One wonders why it even bothers to have an editorial page if it doesn’t engage in politics.
* * *
The Journal, in its mission statement, says it “works with… a fierce interest in Rhode Island’s welfare” but it never bothers to define what Rhode Island’s welfare is. Mission statements are often quite vague. In The Journal‘s case, the mission statement is also quite difficult to find. Searching for it, I was only able to find executive editor Alan Rosenberg’s articulation of it. And that was through Google; searching the website itself revealed nothing. Thus, I couldn’t find any further vision or values to tell me how Rhode Island’s top news source views a key part of its mission.

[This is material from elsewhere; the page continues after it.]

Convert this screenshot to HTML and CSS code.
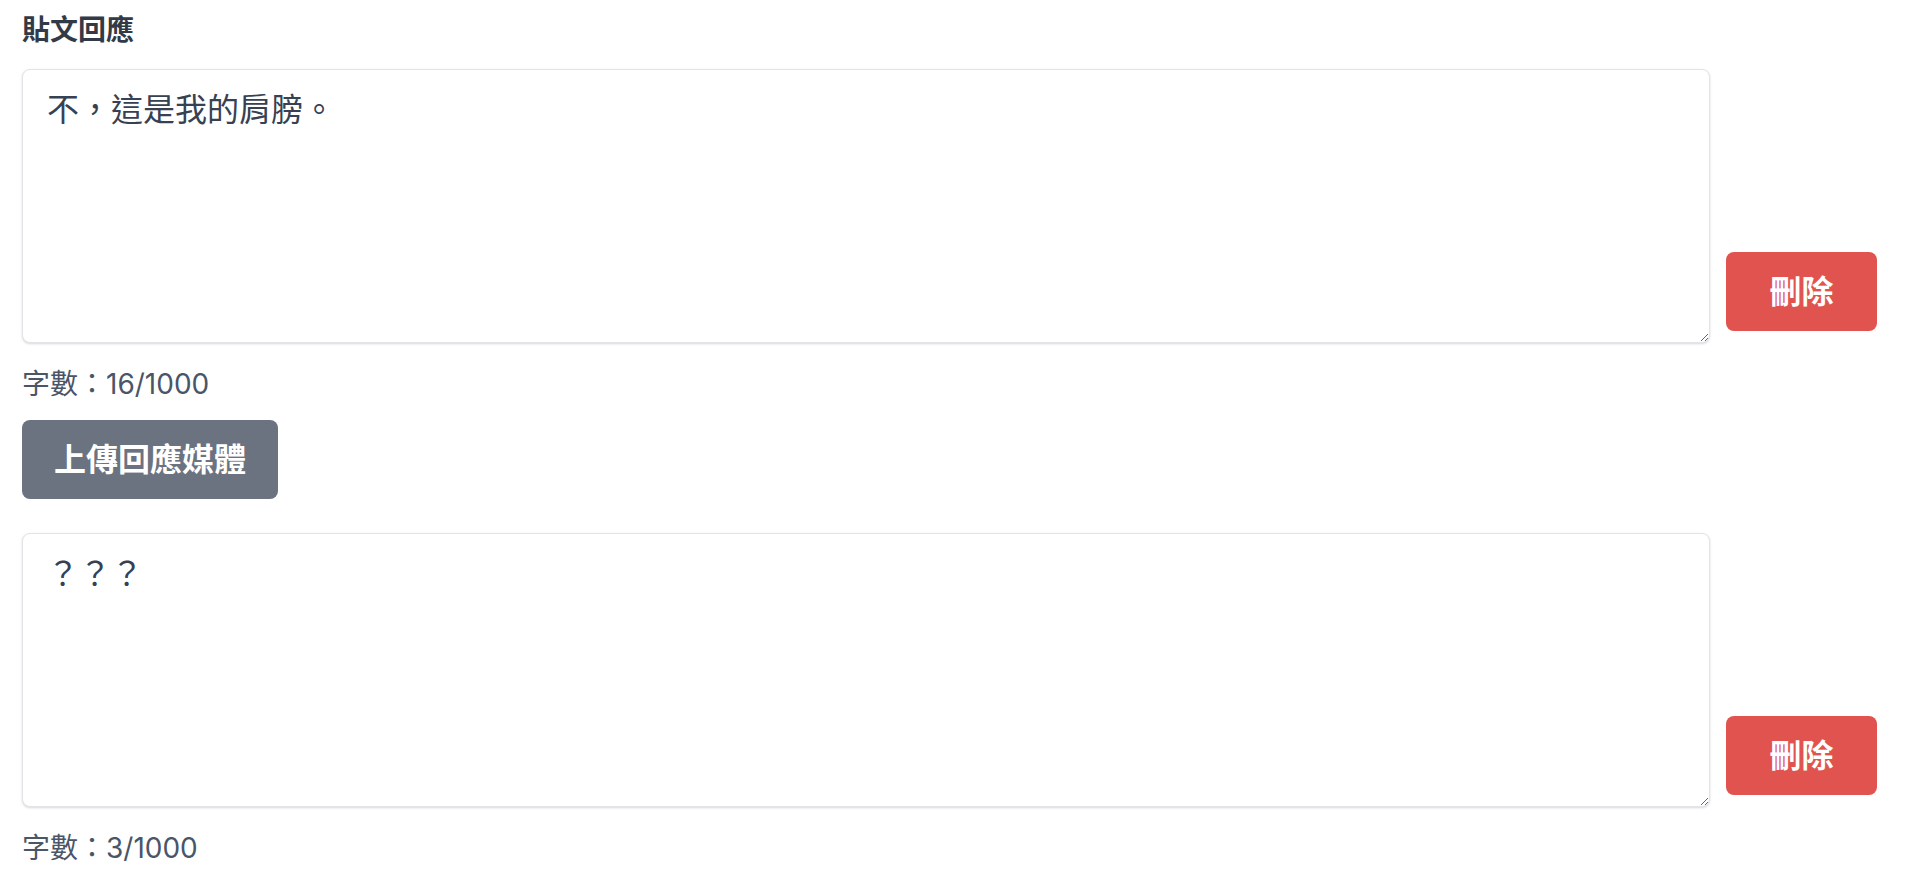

The old koan is that the job of a newspaper is to “comfort the afflicted and afflict the comfortable” — lost is the part from the original where it runs the police force and the banks, commands the militia and controls the legislature. The Journal‘s editorial board would likely salivate over such power. Our benevolent, apolitical overlords. How simple politics would be if we could get all these pesky politicians and special interests out of the way.
The Journal‘s editorial board needs to own up to what it really wants: it wants a conservative government with little-to-no welfare state, low taxes, no unions, and a lot less complaining from those who are poor, and/or non-white, and/or women.
It might not be in the public’s interest, but it sure would be in theirs.
Great piece, I’m surprised no mention of how hard The Journal works to make sure every single state or local government action must be advertised in their paper. Despite other mediums now reaching far more people.
Very well said, Sam.
This would be more effective if you shortened it up a little. otherwise a great premise.
I’d certainly concur with your conclusion, my former employer is nothing, if not opaque when covering for the national business interests advanced by the Chamber, while at the same time doing nothing for small business owners who are in much the same boat as employees of large employers.
Perhaps you need to search somewhere in Texas where The Journal’s owners are.